Grant Davis (ON) set up the Zoom arrangements so that 70 members from across the country could participate in the weekend events. He moderated a successful exchange where those of us sitting in the Academy in front of a large screen felt connected to faraway members who checked in with reflections of their own artistic experiences with the theme. This was a fine example of how the forces of Ahriman’s technology can be redeemed, enlivening us in the process.
Many thanks to Grant, Regine, Dorothy and Catarina who met monthly over this past year to organize all of these wonderful weekend events in southern Ontario! Those of us lucky enough to attend will carry memories which will linger for a long time.
Further Reflections on the Weekend from Tim Nadelle (ON)
On Friday 24 June, asked to take up the question, “What does it mean to be human now?”, Christoph Wuerscher shared thematic images from his biography. One in particular spoke to me, a therapeutic exchange with a Vietnam war veteran who was working to confront his previous actions in the face of high-stress events. In his conversation with Christoph, an unspoken question hung in the air like a challenge from the vet: can you go to this dark place within me? Can you go with me, recognising me, knowing me without judging me? This question can reverberate among each of us, for this is a time when dark places become increasingly visible.
Saturday morning, an artistic exercise in clay, led by Regine Kurek and Dorothy Le Baron yielded an experience of how the engagement with Ahriman can be lightened when people work together. The work arrived in the form of a question. In this world, increasingly darkened by Ahrimanic interventions, how can each of us, from our place in life, work to restore a sacredness to human interaction? Such questions come with no formulae, no easy answers. Our attempts to make our answers real are the very substance of consciousness soul work.

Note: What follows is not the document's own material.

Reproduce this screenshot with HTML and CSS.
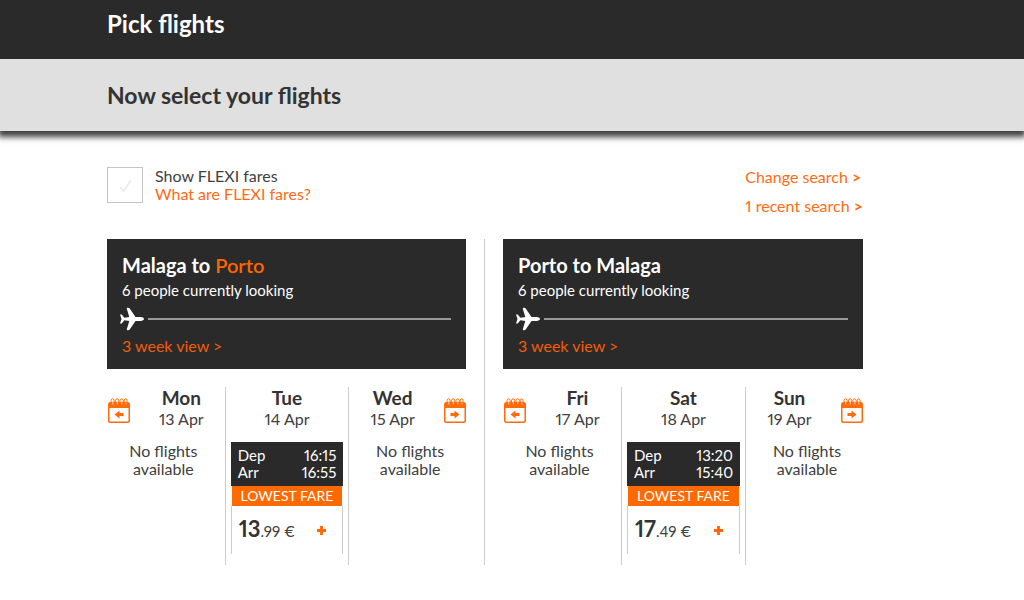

This is a moment in earth evolution when the intentions and works of Ahriman in the world become ever clearer to see, a time when people are rewarded for lying and punished for speaking truth. This is a time when those who seek true understanding are called upon also to perceive the living individuality, the I-Being, the suffering, the forward karmic momentum of those who, for the moment, choose not to seek. And to hear their question,
“Can you go with me, recognising me, knowing me without judging me?”